Generate ~5 second video clips from text prompts or images using the LTX-2.3 22B DiT model.
Runs on Modal (A100-80GB). Requires MODAL_LTX2_ENDPOINT_URL in .env.
# Text-to-video
python3 tools/ltx2.py --prompt "A sunset over the ocean, golden light on waves, cinematic" --output sunset.mp4
# Image-to-video (animate a still image)
python3 tools/ltx2.py --prompt "Gentle camera drift, soft ambient motion" --input photo.jpg --output animated.mp4
# Custom resolution and duration
python3 tools/ltx2.py --prompt "..." --width 1024 --height 576 --num-frames 161 --output wide.mp4
# Fast mode (fewer steps, quicker)
python3 tools/ltx2.py --prompt "..." --quality fast --output quick.mp4
# Reproducible output
python3 tools/ltx2.py --prompt "..." --seed 42 --output reproducible.mp4
| Parameter | Default | Description |
|---|
--prompt | (required) | Text description of the video |
--input | - | Input image for image-to-video |
--width | 768 | Video width (divisible by 64) |
--height | 512 | Video height (divisible by 64) |
--num-frames | 121 | Frame count, must satisfy (n-1) % 8 == 0 |
--fps | 24 | Frames per second |
--quality | standard | standard (30 steps) or fast (15 steps) |
--steps | 30 | Override inference steps directly |
--seed | random | Seed for reproducibility |
--output | auto | Output file path |
--negative-prompt | sensible default | What to avoid |
(n - 1) % 8 == 0: 25 (~1s), 49 (~2s), 73 (~3s), 97 (~4s), 121 (~5s default), 161 (~6.7s), 193 (~8s max practical).

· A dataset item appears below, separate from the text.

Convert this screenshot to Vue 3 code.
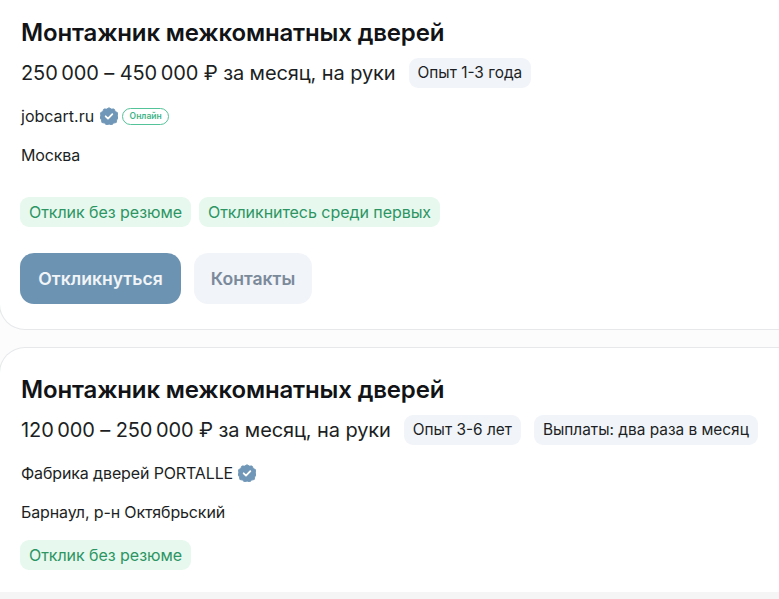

| Resolution | Ratio | Notes |
|---|---|---|
| 768x512 | 3:2 | Default, good balance |
| 512x512 | 1:1 | Square, fastest |
| 1024x576 | 16:9 | Widescreen |
| 576x1024 | 9:16 | Portrait/vertical |
LTX-2 responds well to cinematographic descriptions. Layer these dimensions:
Keep prompts under 200 words. Be specific about the scene.
# Atmospheric b-roll
"Aerial drone shot slowly flying over turquoise ocean waves breaking on white sand, golden hour sunlight, cinematic"
# Product/tech scene
"Close-up of hands typing on a mechanical keyboard, shallow depth of field, soft desk lamp lighting, cozy atmosphere"
# Abstract background
"Dark moody abstract background with flowing blue light streaks, subtle geometric grid, bokeh particles floating, cinematic tech atmosphere"
# Animate a portrait
"Professional headshot, subtle natural head movement, confident warm expression, studio lighting, shallow depth of field"
# Animate a slide/screenshot
"Gentle subtle particle effects floating across a presentation slide, soft ambient light shifts, very slight camera drift"
# Too vague
"A cool video"
# Too many competing ideas
"A cat riding a skateboard while juggling fire on the moon during a thunderstorm"
# Describing text/UI (model can't render text reliably)
"A website showing the text 'Welcome to our platform'"
Generate atmospheric 5s shots for cutaways between narrated scenes:
python3 tools/ltx2.py --prompt "Futuristic holographic interface, glowing data visualizations, clean workspace, cinematic" --output broll_tech.mp4
python3 tools/ltx2.py --prompt "Aerial view of European city at golden hour, modern architecture" --output broll_europe.mp4
Feed a slide screenshot and add subtle motion:
python3 tools/ltx2.py --prompt "Gentle particle effects, soft ambient light shifts, very slight camera drift" --input slide.png --output animated_slide.mp4
Bring still headshots to life:
python3 tools/ltx2.py --prompt "Subtle natural head movement, warm expression, professional lighting" --input headshot.png --output animated_portrait.mp4
Generate abstract motion backgrounds for title cards:
python3 tools/ltx2.py --prompt "Dark moody background with flowing blue and coral light streaks, bokeh particles, cinematic tech atmosphere, no text" --output intro_bg.mp4
LTX-2 generates raw clips. Combine with the rest of the toolkit:
| Workflow | Tools |
|---|---|
| Generate clip → upscale | ltx2.py → upscale.py |
| Generate clip → add to Remotion | ltx2.py → use as <OffthreadVideo> in composition |
| Generate image → animate | flux2.py → ltx2.py --input |
| Generate clip → extract audio | ltx2.py → ffmpeg -i clip.mp4 -vn audio.wav |
| Generate clip → add voiceover | ltx2.py → mix with qwen3_tts.py output |
--seed.# 1. Create Modal secret for HuggingFace (one-time)
modal secret create huggingface-token HF_TOKEN=hf_your_token
# 2. Deploy (downloads ~55GB of weights, takes ~10 min)
modal deploy docker/modal-ltx2/app.py
# 3. Save endpoint URL to .env
echo "MODAL_LTX2_ENDPOINT_URL=https://yourname--video-toolkit-ltx2-ltx2-generate.modal.run" >> .env
# 4. Test
python3 tools/ltx2.py --prompt "A candle flickering on a dark table, cinematic" --output test.mp4
Important: HuggingFace token needs read-access scope. Accept the Gemma 3 license before deploying. Unauthenticated downloads are severely rate-limited.